Duty of Care for All Buildings Built in NSW since 2010 Upheld by Court of Appeal

The NSW Court of Appeal has confirmed that carrying out construction work (as defined) in NSW since 2010 has attracted a duty to exercise reasonable care to avoid economic loss caused by defects in or related to all buildings for which the work is done and arising from the construction work. See our previous article on the Supreme Court decision here.

Whilst the judgment (Roberts v Goodwin Street Developments Pty Ltd [2023] NSWCA 5) restated that the duty of care applies in relation to all buildings, the Court of Appeal differed in its reasoning in reaching that conclusion.  

The Court of Appeal focused on giving application to both the section 4(1) and section 36(1) definitions of “building work” in the Design and Building Practitioners Act 2020 (NSW). The Supreme Court had decided that the definition of “building work” in section 4(1) had no application given that the duty of care, contained in the separate Part 4 of the Act, contained its own definition of “building work” in section 36(1). The Court of Appeal, however, found that the section 4(1) definition applies to the further definition of “building work” in s36(1) but only to identify the type of work being undertaken. This means that if the work is involved in, or involved in the coordinating or supervising work involved in, the construction of a building or alterations, additions, repair, renovation or protective treatment to a building, that work will be subject to the duty of care.
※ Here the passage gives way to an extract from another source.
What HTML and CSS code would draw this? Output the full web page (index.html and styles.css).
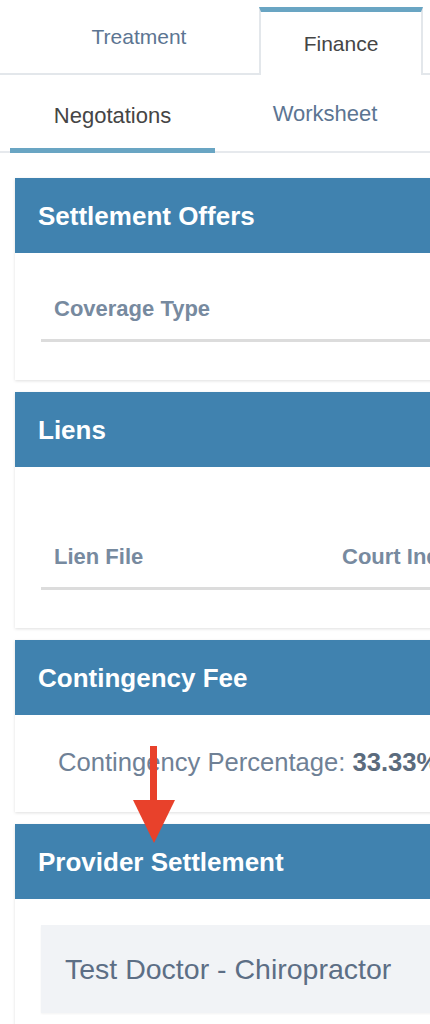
FILE: index.html
```html
<!DOCTYPE html>
<html lang="en">
<head>
  <meta charset="UTF-8">
  <title>Finance - Negotations</title>
  <link rel="stylesheet" href="styles.css">
</head>
<body>

<div class="page">
  <nav class="tabs">
    <a class="tab">Treatment</a>
    <a class="tab active">Finance</a>
  </nav>

  <nav class="subtabs">
    <a class="subtab active">Negotations</a>
    <a class="subtab wide">Worksheet</a>
  </nav>

  <div class="cards">
    <section class="card">
      <h2 class="card-head">Settlement Offers</h2>
      <div class="card-body">
        <table class="grid">
          <tr><th>Coverage Type</th></tr>
        </table>
      </div>
    </section>

    <section class="card">
      <h2 class="card-head">Liens</h2>
      <div class="card-body">
        <div class="toolbar"></div>
        <table class="grid">
          <tr><th class="col-file">Lien File</th><th>Court Index</th></tr>
        </table>
      </div>
    </section>

    <section class="card">
      <h2 class="card-head">Contingency Fee</h2>
      <div class="card-body tight">
        <p class="fee">Contingency Percentage: <b>33.33%</b></p>
      </div>
    </section>

    <section class="card">
      <h2 class="card-head">Provider Settlement</h2>
      <div class="card-body">
        <div class="provider">Test Doctor - Chiropractor</div>
      </div>
    </section>
  </div>
</div>

<!-- arrow callout -->
<svg class="arrow" width="48" height="102" viewBox="0 0 48 102">
  <rect x="20" y="2" width="7" height="58" fill="#e8412b"/>
  <polygon points="3,56 45,56 24,99" fill="#e8412b"/>
</svg>

</body>
</html>
```

FILE: styles.css
```css
* {
  margin: 0;
  padding: 0;
  box-sizing: border-box;
}

body {
  background: #fff;
  overflow: hidden;
  font-family: "Liberation Sans", Arial, sans-serif;
  position: relative;
}

.page {
  width: 640px;
}

/* top tabs */
.tabs {
  display: flex;
  align-items: flex-end;
  gap: 38px;
  padding: 7px 0 0 57px;
  height: 75px;
  border-bottom: 2px solid #e3e7eb;
}

.tab {
  width: 164px;
  text-align: center;
  font-size: 21px;
  color: #5c7592;
  align-self: flex-start;
  padding-top: 18px;
}

.tab.active {
  align-self: stretch;
  color: #454545;
  background: #fff;
  border-top: 5px solid #69a5c3;
  border-left: 2px solid #e3e7eb;
  border-right: 2px solid #e3e7eb;
  margin-bottom: -2px;
  padding-top: 20px;
}

/* sub tabs */
.subtabs {
  display: flex;
  padding-left: 10px;
  height: 78px;
  border-bottom: 2px solid #e6e9ed;
}

.subtab {
  width: 205px;
  text-align: center;
  font-size: 22px;
  color: #5c7592;
  padding-top: 28px;
}

.subtab.wide {
  width: 220px;
  padding-top: 26px;
}

.subtab.active {
  color: #454545;
  border-bottom: 5px solid #69a5c3;
  margin-bottom: -2px;
}

/* cards */
.cards {
  display: flex;
  flex-direction: column;
  gap: 12px;
  padding: 25px 0 0 15px;
}

.card {
  background: #fff;
  box-shadow: 0 1px 3px rgba(0, 0, 0, 0.13);
}

.card-head {
  background: #4082af;
  color: #fff;
  font-size: 26px;
  font-weight: bold;
  height: 75px;
  line-height: 76px;
  padding-left: 23px;
}

.card-body {
  padding: 26px 26px 38px;
}

.card-body.tight {
  padding: 26px 26px 29px;
}

.grid {
  width: 100%;
  border-collapse: collapse;
}

.grid th {
  text-align: left;
  font-size: 22px;
  font-weight: bold;
  color: #778a9f;
  line-height: 34px;
  padding: 13px;
  border-bottom: 3px solid #dcdcdc;
}

.grid .col-file {
  width: 288px;
}

.toolbar {
  height: 34px;
}

.fee {
  font-size: 25.6px;
  line-height: 42px;
  color: #6f8196;
  padding-left: 17px;
}

.fee b {
  color: #5b6b7d;
}

.provider {
  background: #f1f3f6;
  font-size: 28.5px;
  line-height: 34px;
  color: #5c6e85;
  padding: 27px 24px;
  box-shadow: 0 1px 2px rgba(0, 0, 0, 0.05);
}

.arrow {
  position: absolute;
  left: 130px;
  top: 744px;
}
```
“Construction work” for the purposes of the duty of care also includes supervising, coordinating, project managing or otherwise having substantive control over the carrying out of “building work”. This, along with the differing commencement dates for section 4(1), being 1 July 2021, and Part 4, being 10 June 2020, were not considered or regarded by the Court of Appeal as having an effect on the way in which the legislation is to be interpreted.

Given that the Court of Appeal states that there were reasonable arguments for three different interpretations of the relevant provisions, it would be preferable if the NSW Parliament passed legislation clarifying the application of the duty of care.